(EXERCISE OBJECTIVE):
Extract every line where the string "index" appears.

(TASK INPUTS):
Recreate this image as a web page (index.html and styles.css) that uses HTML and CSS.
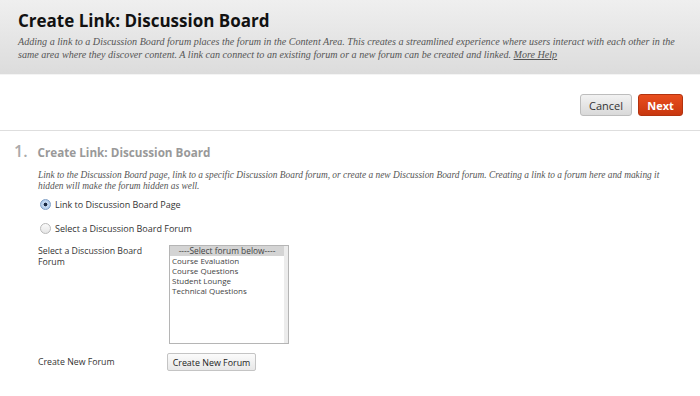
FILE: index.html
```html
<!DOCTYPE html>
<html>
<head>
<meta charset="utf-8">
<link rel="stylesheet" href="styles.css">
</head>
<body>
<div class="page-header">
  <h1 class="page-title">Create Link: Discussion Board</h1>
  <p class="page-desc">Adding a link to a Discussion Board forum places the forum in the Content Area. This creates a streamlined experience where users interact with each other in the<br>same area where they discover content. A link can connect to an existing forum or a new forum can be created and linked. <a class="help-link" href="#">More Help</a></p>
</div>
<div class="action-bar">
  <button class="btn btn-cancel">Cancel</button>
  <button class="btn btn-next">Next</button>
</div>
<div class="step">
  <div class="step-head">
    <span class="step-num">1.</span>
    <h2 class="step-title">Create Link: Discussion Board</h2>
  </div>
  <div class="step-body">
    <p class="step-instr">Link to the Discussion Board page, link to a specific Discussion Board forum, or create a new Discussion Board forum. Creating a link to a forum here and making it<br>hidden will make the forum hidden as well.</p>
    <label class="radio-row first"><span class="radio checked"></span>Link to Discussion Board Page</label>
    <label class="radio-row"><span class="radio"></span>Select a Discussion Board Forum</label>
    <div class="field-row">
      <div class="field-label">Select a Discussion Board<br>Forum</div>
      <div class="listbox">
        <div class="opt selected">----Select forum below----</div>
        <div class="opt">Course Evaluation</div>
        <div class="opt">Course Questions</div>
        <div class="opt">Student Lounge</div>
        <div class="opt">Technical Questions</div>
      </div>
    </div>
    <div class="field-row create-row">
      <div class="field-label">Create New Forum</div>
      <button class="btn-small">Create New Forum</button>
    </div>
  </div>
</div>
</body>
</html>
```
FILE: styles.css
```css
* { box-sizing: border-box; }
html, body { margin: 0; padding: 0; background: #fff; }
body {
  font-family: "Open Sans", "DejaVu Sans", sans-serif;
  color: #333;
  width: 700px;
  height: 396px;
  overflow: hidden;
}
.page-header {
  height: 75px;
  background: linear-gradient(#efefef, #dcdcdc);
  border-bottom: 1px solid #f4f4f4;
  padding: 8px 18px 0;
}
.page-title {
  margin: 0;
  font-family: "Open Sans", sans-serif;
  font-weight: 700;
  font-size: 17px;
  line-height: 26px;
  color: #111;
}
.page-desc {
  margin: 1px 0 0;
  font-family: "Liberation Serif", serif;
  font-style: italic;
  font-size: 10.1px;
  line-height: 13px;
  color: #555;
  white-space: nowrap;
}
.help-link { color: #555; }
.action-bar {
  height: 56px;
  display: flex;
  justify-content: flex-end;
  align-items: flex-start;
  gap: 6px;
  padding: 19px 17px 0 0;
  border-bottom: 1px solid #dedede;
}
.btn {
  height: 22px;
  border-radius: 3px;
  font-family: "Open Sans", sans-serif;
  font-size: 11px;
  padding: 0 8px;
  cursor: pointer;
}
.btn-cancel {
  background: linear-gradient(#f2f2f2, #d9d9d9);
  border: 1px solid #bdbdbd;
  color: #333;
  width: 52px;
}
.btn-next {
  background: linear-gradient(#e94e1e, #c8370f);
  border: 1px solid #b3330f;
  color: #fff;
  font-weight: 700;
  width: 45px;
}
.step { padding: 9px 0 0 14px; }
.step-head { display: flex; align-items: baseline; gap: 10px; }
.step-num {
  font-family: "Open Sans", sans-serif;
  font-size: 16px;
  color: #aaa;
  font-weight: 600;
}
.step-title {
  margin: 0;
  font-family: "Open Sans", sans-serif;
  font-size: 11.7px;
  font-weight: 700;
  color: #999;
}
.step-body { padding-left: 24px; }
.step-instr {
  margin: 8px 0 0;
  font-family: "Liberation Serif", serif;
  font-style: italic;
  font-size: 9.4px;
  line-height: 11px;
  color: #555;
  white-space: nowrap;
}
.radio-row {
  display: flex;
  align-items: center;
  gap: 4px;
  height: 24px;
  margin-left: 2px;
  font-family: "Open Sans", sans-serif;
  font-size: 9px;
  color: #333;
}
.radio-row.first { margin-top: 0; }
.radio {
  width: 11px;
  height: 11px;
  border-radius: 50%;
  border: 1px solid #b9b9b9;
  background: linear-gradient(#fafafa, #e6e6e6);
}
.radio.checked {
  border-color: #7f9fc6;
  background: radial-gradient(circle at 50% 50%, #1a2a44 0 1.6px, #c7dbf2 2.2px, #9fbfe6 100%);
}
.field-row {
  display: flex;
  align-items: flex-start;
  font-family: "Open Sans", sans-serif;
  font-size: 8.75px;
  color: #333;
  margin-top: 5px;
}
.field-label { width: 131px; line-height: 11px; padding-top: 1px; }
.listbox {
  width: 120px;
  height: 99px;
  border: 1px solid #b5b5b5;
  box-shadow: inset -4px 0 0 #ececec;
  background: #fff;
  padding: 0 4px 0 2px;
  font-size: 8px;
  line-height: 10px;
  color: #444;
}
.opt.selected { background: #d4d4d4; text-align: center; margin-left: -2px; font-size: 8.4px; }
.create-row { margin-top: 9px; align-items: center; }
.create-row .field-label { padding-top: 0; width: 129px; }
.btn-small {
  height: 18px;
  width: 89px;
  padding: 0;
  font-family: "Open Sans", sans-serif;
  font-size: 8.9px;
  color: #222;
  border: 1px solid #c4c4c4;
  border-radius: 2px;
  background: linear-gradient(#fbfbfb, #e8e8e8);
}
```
--
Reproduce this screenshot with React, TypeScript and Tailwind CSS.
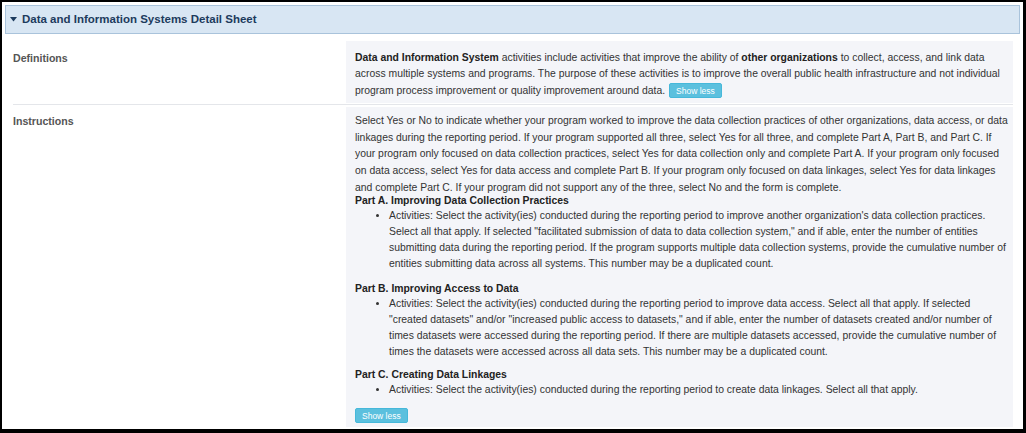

(FULL SOLUTION):
Recreate this image as a web page (index.html and styles.css) that uses HTML and CSS.
FILE: index.html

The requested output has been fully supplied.